• Information shown:
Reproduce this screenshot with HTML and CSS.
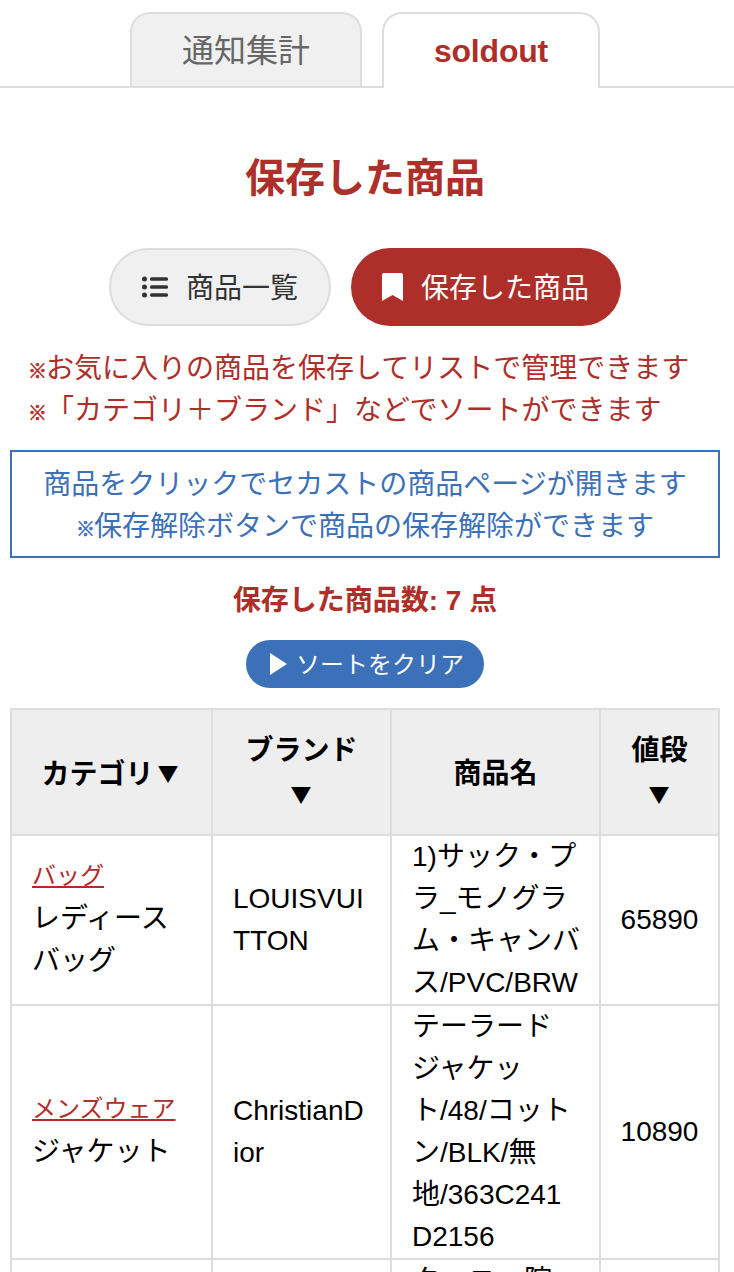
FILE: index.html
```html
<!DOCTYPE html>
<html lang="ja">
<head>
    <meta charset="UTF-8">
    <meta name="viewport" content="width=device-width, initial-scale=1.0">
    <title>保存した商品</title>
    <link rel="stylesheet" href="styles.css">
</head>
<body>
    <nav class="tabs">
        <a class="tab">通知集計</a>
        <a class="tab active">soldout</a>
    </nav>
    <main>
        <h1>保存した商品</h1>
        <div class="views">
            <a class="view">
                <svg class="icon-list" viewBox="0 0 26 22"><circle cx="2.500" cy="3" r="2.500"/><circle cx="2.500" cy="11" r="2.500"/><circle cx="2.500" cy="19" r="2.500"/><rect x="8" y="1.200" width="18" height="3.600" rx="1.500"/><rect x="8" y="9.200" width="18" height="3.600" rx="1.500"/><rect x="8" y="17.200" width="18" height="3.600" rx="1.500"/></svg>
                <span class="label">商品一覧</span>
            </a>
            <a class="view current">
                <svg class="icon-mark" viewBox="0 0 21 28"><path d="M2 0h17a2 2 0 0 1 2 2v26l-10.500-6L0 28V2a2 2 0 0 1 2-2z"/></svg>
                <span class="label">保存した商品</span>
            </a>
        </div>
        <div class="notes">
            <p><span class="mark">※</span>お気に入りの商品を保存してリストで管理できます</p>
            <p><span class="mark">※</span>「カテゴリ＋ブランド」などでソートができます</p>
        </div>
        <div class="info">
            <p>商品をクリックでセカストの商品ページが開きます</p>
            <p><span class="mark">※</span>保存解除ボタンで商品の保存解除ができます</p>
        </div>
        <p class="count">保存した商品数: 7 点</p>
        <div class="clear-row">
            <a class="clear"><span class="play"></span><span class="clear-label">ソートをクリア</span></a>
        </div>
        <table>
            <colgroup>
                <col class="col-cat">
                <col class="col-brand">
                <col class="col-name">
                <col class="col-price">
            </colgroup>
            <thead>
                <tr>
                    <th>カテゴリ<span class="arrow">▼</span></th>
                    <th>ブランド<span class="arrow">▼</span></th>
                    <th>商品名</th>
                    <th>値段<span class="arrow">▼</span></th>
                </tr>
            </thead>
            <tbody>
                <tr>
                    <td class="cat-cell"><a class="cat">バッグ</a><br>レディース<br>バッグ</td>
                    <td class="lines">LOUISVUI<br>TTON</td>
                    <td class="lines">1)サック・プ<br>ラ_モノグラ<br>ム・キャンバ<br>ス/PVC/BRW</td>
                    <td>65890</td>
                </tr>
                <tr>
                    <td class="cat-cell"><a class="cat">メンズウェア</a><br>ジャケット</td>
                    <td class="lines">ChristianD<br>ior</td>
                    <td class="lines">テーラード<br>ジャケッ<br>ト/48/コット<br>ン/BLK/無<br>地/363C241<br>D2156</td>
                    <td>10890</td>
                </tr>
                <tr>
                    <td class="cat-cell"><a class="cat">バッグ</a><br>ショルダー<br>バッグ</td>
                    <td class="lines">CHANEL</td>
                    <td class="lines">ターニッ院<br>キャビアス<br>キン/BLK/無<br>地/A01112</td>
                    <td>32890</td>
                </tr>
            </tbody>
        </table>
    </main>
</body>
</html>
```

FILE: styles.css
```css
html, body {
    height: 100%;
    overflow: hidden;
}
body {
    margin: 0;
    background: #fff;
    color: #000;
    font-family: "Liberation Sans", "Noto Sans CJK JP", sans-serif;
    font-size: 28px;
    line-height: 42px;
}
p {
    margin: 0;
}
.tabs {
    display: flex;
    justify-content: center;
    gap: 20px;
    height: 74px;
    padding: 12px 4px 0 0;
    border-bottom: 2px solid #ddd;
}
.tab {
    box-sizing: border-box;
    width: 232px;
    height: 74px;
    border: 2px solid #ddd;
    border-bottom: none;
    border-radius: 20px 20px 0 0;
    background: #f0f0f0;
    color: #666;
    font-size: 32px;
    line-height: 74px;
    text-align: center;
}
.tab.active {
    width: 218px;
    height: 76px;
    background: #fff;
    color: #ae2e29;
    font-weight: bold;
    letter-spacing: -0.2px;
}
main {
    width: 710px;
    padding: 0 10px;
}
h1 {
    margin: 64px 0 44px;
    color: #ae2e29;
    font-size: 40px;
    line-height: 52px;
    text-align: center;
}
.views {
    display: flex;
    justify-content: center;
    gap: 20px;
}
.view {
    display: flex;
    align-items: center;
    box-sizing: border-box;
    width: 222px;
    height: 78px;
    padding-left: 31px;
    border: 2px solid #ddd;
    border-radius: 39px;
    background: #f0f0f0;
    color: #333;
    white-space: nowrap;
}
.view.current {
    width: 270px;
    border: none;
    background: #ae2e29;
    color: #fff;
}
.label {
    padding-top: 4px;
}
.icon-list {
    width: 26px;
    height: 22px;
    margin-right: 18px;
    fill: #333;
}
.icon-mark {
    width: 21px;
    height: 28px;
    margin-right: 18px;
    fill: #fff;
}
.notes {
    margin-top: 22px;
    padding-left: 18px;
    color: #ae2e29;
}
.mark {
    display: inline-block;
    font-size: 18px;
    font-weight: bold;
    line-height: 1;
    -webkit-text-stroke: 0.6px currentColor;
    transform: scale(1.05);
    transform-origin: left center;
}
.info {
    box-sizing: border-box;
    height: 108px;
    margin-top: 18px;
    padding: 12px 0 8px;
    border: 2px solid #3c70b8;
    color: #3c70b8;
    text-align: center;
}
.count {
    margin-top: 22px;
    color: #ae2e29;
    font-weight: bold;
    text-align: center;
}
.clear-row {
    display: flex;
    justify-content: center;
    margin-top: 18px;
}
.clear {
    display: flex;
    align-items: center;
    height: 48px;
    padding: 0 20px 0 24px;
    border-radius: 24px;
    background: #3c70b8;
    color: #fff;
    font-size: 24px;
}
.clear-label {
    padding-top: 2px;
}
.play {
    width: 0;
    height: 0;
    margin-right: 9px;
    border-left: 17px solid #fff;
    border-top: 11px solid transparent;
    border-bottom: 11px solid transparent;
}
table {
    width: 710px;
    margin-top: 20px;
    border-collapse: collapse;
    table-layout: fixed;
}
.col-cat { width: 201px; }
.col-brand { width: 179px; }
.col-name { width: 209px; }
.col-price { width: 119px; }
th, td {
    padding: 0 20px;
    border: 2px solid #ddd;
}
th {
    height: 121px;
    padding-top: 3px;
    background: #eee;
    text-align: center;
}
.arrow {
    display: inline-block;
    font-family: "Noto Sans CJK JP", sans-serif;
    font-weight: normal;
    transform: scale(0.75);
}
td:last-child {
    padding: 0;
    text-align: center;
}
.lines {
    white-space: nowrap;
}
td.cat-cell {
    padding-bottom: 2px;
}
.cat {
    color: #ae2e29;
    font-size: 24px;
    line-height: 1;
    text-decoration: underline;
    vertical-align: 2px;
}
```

• What is asked: Keep every word of the data as it is when you write it out, but drop the pictures.

• Complete answer:
Reproduce this screenshot with HTML and CSS.
FILE: index.html
```html
<!DOCTYPE html>
<html lang="ja">
<head>
    <meta charset="UTF-8">
    <meta name="viewport" content="width=device-width, initial-scale=1.0">
    <title>保存した商品</title>
    <link rel="stylesheet" href="styles.css">
</head>
<body>
    <nav class="tabs">
        <a class="tab">通知集計</a>
        <a class="tab active">soldout</a>
    </nav>
    <main>
        <h1>保存した商品</h1>
        <div class="views">
            <a class="view">
                <svg class="icon-list" viewBox="0 0 26 22"><circle cx="2.500" cy="3" r="2.500"/><circle cx="2.500" cy="11" r="2.500"/><circle cx="2.500" cy="19" r="2.500"/><rect x="8" y="1.200" width="18" height="3.600" rx="1.500"/><rect x="8" y="9.200" width="18" height="3.600" rx="1.500"/><rect x="8" y="17.200" width="18" height="3.600" rx="1.500"/></svg>
                <span class="label">商品一覧</span>
            </a>
            <a class="view current">
                <svg class="icon-mark" viewBox="0 0 21 28"><path d="M2 0h17a2 2 0 0 1 2 2v26l-10.500-6L0 28V2a2 2 0 0 1 2-2z"/></svg>
                <span class="label">保存した商品</span>
            </a>
        </div>
        <div class="notes">
            <p><span class="mark">※</span>お気に入りの商品を保存してリストで管理できます</p>
            <p><span class="mark">※</span>「カテゴリ＋ブランド」などでソートができます</p>
        </div>
        <div class="info">
            <p>商品をクリックでセカストの商品ページが開きます</p>
            <p><span class="mark">※</span>保存解除ボタンで商品の保存解除ができます</p>
        </div>
        <p class="count">保存した商品数: 7 点</p>
        <div class="clear-row">
            <a class="clear"><span class="play"></span><span class="clear-label">ソートをクリア</span></a>
        </div>
        <table>
            <colgroup>
                <col class="col-cat">
                <col class="col-brand">
                <col class="col-name">
                <col class="col-price">
            </colgroup>
            <thead>
                <tr>
                    <th>カテゴリ<span class="arrow">▼</span></th>
                    <th>ブランド<span class="arrow">▼</span></th>
                    <th>商品名</th>
                    <th>値段<span class="arrow">▼</span></th>
                </tr>
            </thead>
            <tbody>
                <tr>
                    <td class="cat-cell"><a class="cat">バッグ</a><br>レディース<br>バッグ</td>
                    <td class="lines">LOUISVUI<br>TTON</td>
                    <td class="lines">1)サック・プ<br>ラ_モノグラ<br>ム・キャンバ<br>ス/PVC/BRW</td>
                    <td>65890</td>
                </tr>
                <tr>
                    <td class="cat-cell"><a class="cat">メンズウェア</a><br>ジャケット</td>
                    <td class="lines">ChristianD<br>ior</td>
                    <td class="lines">テーラード<br>ジャケッ<br>ト/48/コット<br>ン/BLK/無<br>地/363C241<br>D2156</td>
                    <td>10890</td>
                </tr>
                <tr>
                    <td class="cat-cell"><a class="cat">バッグ</a><br>ショルダー<br>バッグ</td>
                    <td class="lines">CHANEL</td>
                    <td class="lines">ターニッ院<br>キャビアス<br>キン/BLK/無<br>地/A01112</td>
                    <td>32890</td>
                </tr>
            </tbody>
        </table>
    </main>
</body>
</html>
```

FILE: styles.css
```css
html, body {
    height: 100%;
    overflow: hidden;
}
body {
    margin: 0;
    background: #fff;
    color: #000;
    font-family: "Liberation Sans", "Noto Sans CJK JP", sans-serif;
    font-size: 28px;
    line-height: 42px;
}
p {
    margin: 0;
}
.tabs {
    display: flex;
    justify-content: center;
    gap: 20px;
    height: 74px;
    padding: 12px 4px 0 0;
    border-bottom: 2px solid #ddd;
}
.tab {
    box-sizing: border-box;
    width: 232px;
    height: 74px;
    border: 2px solid #ddd;
    border-bottom: none;
    border-radius: 20px 20px 0 0;
    background: #f0f0f0;
    color: #666;
    font-size: 32px;
    line-height: 74px;
    text-align: center;
}
.tab.active {
    width: 218px;
    height: 76px;
    background: #fff;
    color: #ae2e29;
    font-weight: bold;
    letter-spacing: -0.2px;
}
main {
    width: 710px;
    padding: 0 10px;
}
h1 {
    margin: 64px 0 44px;
    color: #ae2e29;
    font-size: 40px;
    line-height: 52px;
    text-align: center;
}
.views {
    display: flex;
    justify-content: center;
    gap: 20px;
}
.view {
    display: flex;
    align-items: center;
    box-sizing: border-box;
    width: 222px;
    height: 78px;
    padding-left: 31px;
    border: 2px solid #ddd;
    border-radius: 39px;
    background: #f0f0f0;
    color: #333;
    white-space: nowrap;
}
.view.current {
    width: 270px;
    border: none;
    background: #ae2e29;
    color: #fff;
}
.label {
    padding-top: 4px;
}
.icon-list {
    width: 26px;
    height: 22px;
    margin-right: 18px;
    fill: #333;
}
.icon-mark {
    width: 21px;
    height: 28px;
    margin-right: 18px;
    fill: #fff;
}
.notes {
    margin-top: 22px;
    padding-left: 18px;
    color: #ae2e29;
}
.mark {
    display: inline-block;
    font-size: 18px;
    font-weight: bold;
    line-height: 1;
    -webkit-text-stroke: 0.6px currentColor;
    transform: scale(1.05);
    transform-origin: left center;
}
.info {
    box-sizing: border-box;
    height: 108px;
    margin-top: 18px;
    padding: 12px 0 8px;
    border: 2px solid #3c70b8;
    color: #3c70b8;
    text-align: center;
}
.count {
    margin-top: 22px;
    color: #ae2e29;
    font-weight: bold;
    text-align: center;
}
.clear-row {
    display: flex;
    justify-content: center;
    margin-top: 18px;
}
.clear {
    display: flex;
    align-items: center;
    height: 48px;
    padding: 0 20px 0 24px;
    border-radius: 24px;
    background: #3c70b8;
    color: #fff;
    font-size: 24px;
}
.clear-label {
    padding-top: 2px;
}
.play {
    width: 0;
    height: 0;
    margin-right: 9px;
    border-left: 17px solid #fff;
    border-top: 11px solid transparent;
    border-bottom: 11px solid transparent;
}
table {
    width: 710px;
    margin-top: 20px;
    border-collapse: collapse;
    table-layout: fixed;
}
.col-cat { width: 201px; }
.col-brand { width: 179px; }
.col-name { width: 209px; }
.col-price { width: 119px; }
th, td {
    padding: 0 20px;
    border: 2px solid #ddd;
}
th {
    height: 121px;
    padding-top: 3px;
    background: #eee;
    text-align: center;
}
.arrow {
    display: inline-block;
    font-family: "Noto Sans CJK JP", sans-serif;
    font-weight: normal;
    transform: scale(0.75);
}
td:last-child {
    padding: 0;
    text-align: center;
}
.lines {
    white-space: nowrap;
}
td.cat-cell {
    padding-bottom: 2px;
}
.cat {
    color: #ae2e29;
    font-size: 24px;
    line-height: 1;
    text-decoration: underline;
    vertical-align: 2px;
}
```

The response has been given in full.